## Begin

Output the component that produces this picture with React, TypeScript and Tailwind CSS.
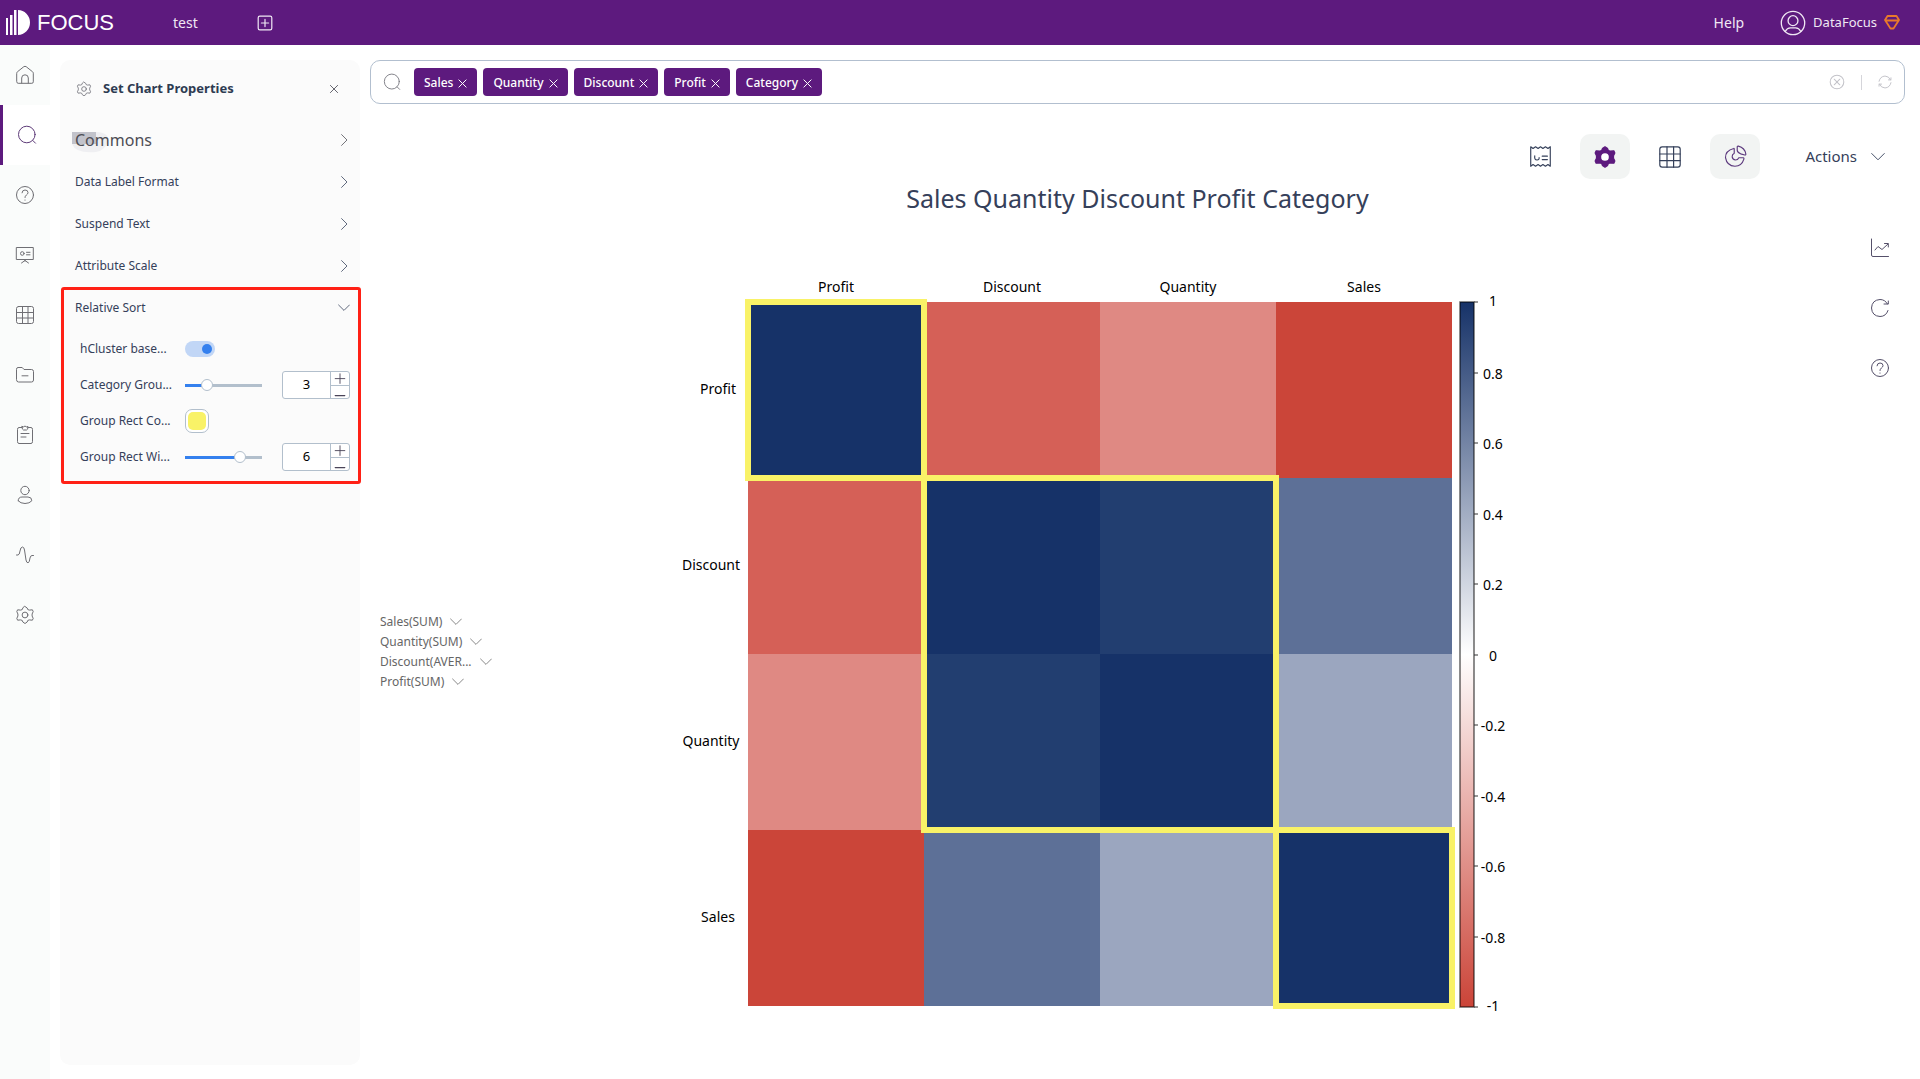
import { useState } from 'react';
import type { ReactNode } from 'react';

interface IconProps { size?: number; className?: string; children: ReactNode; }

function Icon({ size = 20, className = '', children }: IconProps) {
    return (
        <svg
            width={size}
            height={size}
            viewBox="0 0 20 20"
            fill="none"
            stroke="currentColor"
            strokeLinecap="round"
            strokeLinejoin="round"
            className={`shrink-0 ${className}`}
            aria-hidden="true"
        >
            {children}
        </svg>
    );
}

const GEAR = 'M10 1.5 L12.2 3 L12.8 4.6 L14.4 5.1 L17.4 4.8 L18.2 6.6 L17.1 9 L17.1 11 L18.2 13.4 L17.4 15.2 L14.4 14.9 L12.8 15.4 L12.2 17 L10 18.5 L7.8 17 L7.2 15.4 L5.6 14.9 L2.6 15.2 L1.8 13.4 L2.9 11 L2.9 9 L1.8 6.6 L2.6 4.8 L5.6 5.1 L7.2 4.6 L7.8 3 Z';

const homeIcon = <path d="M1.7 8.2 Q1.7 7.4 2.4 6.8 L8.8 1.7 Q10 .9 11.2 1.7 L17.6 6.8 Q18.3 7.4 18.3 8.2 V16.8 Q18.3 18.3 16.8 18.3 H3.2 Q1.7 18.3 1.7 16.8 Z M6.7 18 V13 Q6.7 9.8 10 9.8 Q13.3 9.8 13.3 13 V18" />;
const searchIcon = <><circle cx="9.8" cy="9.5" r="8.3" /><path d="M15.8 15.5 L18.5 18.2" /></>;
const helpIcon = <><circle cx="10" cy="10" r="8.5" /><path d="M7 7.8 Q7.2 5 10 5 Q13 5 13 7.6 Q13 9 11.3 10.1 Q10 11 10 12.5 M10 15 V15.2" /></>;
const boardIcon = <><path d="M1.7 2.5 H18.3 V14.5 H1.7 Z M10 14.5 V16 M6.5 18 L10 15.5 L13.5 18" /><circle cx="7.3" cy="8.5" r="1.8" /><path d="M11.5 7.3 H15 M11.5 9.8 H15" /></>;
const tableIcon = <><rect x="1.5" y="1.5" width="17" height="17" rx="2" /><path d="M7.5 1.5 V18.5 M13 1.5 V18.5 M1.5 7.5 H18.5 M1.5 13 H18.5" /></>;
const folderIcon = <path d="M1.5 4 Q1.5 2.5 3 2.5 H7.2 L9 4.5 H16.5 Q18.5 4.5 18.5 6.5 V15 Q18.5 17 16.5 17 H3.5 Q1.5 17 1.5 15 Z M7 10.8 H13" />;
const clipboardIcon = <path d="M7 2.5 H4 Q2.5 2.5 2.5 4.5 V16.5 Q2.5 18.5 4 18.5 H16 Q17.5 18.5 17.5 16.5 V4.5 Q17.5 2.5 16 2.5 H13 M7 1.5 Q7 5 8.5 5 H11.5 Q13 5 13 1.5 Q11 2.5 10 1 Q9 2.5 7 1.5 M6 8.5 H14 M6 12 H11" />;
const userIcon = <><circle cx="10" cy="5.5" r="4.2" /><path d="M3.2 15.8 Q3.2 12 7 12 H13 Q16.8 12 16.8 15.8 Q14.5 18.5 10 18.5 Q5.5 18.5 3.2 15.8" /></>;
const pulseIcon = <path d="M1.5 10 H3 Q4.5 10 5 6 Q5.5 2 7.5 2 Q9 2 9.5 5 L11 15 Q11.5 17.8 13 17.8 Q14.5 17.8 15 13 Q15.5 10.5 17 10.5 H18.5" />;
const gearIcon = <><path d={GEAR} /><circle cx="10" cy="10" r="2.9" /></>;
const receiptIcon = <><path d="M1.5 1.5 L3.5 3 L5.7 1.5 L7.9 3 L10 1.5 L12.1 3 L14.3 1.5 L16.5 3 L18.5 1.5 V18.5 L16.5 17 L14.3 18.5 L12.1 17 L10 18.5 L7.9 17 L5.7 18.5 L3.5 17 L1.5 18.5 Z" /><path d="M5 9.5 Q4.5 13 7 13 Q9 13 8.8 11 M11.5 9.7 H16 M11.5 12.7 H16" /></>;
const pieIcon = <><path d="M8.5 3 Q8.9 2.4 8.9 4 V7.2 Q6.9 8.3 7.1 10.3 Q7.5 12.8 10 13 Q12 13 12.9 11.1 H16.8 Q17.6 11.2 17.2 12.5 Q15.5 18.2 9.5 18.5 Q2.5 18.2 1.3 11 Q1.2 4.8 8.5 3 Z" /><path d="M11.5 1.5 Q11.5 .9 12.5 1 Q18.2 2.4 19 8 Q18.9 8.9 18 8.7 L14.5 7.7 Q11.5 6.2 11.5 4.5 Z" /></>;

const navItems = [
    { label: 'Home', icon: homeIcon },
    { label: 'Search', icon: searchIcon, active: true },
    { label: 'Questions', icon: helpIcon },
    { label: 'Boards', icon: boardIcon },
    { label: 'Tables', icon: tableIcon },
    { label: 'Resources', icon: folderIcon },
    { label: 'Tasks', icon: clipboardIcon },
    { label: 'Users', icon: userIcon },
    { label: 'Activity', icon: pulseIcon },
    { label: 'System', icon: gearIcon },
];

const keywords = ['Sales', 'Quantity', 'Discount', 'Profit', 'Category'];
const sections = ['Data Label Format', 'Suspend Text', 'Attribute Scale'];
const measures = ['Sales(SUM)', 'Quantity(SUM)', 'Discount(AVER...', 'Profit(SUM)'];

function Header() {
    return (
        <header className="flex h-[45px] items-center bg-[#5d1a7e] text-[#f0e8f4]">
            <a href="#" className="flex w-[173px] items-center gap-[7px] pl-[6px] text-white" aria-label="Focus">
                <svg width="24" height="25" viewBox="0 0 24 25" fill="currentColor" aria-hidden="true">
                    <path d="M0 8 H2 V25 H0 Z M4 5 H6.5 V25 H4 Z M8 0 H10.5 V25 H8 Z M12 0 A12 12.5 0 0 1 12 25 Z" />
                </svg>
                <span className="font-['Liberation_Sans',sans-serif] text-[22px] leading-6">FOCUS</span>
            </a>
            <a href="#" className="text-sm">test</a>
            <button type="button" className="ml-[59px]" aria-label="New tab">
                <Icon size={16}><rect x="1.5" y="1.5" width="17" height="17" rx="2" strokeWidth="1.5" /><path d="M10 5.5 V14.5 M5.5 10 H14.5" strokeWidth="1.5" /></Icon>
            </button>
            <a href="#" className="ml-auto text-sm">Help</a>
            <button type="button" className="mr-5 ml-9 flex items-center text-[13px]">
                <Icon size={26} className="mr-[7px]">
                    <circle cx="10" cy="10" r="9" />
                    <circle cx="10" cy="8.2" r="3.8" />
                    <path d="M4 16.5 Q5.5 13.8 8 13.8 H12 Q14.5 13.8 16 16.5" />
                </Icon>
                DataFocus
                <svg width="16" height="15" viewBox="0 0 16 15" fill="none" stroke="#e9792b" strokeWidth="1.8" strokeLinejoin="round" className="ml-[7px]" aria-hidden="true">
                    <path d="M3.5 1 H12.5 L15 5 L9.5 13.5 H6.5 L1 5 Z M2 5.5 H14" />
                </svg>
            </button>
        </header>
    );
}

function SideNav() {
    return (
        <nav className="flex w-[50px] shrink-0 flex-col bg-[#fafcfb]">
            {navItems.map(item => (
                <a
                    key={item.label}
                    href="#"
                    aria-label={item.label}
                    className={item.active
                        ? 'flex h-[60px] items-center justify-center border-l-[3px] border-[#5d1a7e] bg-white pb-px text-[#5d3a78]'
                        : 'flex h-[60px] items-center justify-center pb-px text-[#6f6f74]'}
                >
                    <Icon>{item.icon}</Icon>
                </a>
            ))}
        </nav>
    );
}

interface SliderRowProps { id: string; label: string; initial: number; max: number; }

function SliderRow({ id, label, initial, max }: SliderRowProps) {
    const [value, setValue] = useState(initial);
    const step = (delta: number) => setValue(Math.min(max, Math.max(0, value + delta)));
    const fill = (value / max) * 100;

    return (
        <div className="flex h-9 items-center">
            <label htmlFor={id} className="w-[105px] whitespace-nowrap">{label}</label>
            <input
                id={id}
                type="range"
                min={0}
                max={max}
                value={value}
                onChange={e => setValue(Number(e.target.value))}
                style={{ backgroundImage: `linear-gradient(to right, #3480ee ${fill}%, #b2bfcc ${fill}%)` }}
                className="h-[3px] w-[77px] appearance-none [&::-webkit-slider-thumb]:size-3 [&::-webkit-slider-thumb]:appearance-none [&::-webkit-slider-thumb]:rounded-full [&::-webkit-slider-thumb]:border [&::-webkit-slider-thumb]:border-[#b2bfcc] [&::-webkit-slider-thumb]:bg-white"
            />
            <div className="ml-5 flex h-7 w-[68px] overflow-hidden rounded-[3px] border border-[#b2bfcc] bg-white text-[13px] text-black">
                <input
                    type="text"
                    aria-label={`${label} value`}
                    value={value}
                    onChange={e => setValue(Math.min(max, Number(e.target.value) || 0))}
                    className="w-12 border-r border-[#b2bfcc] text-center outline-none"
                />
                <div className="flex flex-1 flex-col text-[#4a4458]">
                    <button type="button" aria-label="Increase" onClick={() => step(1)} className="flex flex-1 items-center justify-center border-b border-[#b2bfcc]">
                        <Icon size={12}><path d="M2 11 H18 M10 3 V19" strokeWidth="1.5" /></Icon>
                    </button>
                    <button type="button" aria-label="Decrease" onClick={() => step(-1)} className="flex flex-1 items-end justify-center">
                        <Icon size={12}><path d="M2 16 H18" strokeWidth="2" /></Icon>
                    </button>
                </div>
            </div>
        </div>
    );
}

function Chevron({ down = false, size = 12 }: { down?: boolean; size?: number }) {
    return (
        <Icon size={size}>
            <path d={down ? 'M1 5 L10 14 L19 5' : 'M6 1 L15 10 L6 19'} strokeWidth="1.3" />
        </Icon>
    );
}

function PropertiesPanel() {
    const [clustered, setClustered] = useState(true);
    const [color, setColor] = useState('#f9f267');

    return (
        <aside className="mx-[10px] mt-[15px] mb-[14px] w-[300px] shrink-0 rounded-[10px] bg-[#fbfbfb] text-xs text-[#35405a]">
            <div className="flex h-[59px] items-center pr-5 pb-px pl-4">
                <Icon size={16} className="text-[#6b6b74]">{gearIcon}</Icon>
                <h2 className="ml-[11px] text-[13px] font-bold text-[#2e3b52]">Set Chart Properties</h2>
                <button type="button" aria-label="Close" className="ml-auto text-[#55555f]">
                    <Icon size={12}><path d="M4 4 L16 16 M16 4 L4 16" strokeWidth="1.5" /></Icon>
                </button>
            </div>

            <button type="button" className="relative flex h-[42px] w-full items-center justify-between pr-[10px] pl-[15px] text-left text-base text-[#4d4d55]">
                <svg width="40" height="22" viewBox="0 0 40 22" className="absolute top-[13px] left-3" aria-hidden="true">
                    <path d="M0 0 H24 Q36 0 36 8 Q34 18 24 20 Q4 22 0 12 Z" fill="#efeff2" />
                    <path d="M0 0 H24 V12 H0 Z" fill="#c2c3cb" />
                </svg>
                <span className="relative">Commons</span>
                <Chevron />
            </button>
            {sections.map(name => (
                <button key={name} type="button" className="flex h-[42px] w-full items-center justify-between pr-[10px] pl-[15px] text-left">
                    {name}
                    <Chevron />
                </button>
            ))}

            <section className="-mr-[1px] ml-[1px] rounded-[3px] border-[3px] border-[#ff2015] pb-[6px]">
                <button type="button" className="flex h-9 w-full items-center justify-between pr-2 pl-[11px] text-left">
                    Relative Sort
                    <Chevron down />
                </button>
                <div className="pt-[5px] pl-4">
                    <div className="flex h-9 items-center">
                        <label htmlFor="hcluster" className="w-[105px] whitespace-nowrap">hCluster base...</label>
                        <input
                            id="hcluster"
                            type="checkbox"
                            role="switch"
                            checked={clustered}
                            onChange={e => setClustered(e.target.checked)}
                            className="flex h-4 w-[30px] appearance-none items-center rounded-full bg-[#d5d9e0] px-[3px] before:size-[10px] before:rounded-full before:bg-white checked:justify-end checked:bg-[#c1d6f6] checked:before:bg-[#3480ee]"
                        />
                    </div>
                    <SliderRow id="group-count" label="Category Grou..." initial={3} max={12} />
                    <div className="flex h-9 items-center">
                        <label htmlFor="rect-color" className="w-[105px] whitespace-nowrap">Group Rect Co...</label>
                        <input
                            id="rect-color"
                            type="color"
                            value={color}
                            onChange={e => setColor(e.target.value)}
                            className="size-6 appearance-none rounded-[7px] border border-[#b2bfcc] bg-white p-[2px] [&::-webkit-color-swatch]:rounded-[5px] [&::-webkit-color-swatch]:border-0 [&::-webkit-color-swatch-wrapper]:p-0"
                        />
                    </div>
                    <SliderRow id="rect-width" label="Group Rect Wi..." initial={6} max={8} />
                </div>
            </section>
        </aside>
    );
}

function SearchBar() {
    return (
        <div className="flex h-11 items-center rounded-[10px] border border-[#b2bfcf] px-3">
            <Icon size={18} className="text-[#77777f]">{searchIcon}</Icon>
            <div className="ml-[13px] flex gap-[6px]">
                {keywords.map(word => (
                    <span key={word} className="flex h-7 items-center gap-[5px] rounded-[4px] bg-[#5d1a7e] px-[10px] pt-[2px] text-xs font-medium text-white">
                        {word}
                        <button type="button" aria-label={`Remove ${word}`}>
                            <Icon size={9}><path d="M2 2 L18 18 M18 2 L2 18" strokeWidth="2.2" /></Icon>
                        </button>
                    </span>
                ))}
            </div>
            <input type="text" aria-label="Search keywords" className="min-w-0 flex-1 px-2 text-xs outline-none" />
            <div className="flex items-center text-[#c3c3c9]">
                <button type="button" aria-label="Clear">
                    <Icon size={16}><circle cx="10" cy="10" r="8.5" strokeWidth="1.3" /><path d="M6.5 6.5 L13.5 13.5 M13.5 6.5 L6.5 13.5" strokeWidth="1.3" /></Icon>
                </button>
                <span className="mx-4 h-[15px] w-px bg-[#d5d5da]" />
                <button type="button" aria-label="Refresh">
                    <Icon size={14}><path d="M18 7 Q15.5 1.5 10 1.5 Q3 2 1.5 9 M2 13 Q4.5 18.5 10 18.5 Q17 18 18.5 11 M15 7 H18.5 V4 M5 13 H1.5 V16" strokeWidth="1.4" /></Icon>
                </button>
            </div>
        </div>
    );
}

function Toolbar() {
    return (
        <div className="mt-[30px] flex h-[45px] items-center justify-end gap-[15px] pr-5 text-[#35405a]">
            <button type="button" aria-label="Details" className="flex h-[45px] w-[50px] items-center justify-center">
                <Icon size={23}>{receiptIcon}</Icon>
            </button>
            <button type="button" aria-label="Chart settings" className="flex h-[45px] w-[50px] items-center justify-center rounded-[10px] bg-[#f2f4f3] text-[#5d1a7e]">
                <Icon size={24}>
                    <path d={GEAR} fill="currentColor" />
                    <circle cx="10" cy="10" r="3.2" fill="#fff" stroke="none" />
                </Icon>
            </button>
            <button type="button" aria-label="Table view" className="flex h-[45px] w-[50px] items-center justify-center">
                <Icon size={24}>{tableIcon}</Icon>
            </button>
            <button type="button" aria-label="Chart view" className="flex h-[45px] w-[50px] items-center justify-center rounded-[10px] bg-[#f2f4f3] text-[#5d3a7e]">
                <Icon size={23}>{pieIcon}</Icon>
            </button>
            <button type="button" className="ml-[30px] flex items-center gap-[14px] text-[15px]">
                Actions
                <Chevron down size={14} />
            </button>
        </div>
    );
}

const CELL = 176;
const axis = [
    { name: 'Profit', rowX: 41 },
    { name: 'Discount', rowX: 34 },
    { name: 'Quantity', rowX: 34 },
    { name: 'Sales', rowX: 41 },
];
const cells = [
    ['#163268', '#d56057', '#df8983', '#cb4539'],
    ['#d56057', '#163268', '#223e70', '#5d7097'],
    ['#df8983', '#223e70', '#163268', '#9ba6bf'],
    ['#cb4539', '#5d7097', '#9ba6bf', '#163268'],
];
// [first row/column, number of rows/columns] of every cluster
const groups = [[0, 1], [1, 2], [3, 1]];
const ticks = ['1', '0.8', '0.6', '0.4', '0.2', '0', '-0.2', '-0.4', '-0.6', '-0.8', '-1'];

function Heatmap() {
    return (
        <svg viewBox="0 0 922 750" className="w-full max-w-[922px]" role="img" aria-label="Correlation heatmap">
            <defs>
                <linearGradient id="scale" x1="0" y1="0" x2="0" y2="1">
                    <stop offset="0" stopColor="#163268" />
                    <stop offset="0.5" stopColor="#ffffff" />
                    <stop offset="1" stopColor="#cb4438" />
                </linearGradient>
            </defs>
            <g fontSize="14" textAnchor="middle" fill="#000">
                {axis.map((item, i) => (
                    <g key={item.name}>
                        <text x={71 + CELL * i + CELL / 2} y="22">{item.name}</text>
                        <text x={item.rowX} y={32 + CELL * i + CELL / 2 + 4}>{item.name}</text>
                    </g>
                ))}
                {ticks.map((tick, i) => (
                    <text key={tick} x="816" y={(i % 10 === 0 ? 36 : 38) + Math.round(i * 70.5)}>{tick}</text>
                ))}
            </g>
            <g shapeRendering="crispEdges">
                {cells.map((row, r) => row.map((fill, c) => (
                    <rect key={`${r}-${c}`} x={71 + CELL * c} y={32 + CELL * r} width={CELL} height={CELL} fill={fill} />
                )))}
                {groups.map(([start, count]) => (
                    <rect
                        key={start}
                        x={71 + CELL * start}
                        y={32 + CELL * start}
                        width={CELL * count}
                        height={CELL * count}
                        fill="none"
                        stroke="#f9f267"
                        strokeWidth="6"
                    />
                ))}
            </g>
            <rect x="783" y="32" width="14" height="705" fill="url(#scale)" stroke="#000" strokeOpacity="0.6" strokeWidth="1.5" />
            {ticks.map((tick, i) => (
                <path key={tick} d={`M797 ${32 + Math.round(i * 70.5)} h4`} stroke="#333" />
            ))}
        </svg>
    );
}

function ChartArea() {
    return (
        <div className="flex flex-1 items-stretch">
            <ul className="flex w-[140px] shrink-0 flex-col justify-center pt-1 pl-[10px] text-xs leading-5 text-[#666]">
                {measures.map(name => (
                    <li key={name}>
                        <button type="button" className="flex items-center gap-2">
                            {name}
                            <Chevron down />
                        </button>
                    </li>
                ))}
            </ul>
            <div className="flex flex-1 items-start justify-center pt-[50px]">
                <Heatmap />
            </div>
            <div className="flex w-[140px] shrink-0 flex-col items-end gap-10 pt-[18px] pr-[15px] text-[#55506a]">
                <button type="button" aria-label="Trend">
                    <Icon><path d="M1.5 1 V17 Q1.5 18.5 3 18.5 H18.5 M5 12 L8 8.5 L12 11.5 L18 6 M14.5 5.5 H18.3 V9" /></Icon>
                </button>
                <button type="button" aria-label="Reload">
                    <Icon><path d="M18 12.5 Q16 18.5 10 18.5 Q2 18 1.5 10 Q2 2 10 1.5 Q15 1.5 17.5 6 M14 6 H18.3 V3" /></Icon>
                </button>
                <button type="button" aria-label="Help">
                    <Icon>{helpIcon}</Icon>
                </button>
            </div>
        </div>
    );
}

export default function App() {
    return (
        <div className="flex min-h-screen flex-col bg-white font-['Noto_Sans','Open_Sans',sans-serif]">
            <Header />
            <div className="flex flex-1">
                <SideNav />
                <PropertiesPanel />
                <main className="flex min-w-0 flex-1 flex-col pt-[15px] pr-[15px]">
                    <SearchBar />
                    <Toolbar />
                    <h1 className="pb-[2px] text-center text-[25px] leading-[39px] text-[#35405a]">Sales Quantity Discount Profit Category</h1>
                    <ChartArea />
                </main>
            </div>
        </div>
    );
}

## End

What is required
Exactly as written, please give again the lines from the beginning of the listing through the line containing "number; className?: string;", inclusive, without any pictures.

Result of the exercise
Output the component that produces this picture with React, TypeScript and Tailwind CSS.
import { useState } from 'react';
import type { ReactNode } from 'react';

interface IconProps { size?: number; className?: string; children: ReactNode; }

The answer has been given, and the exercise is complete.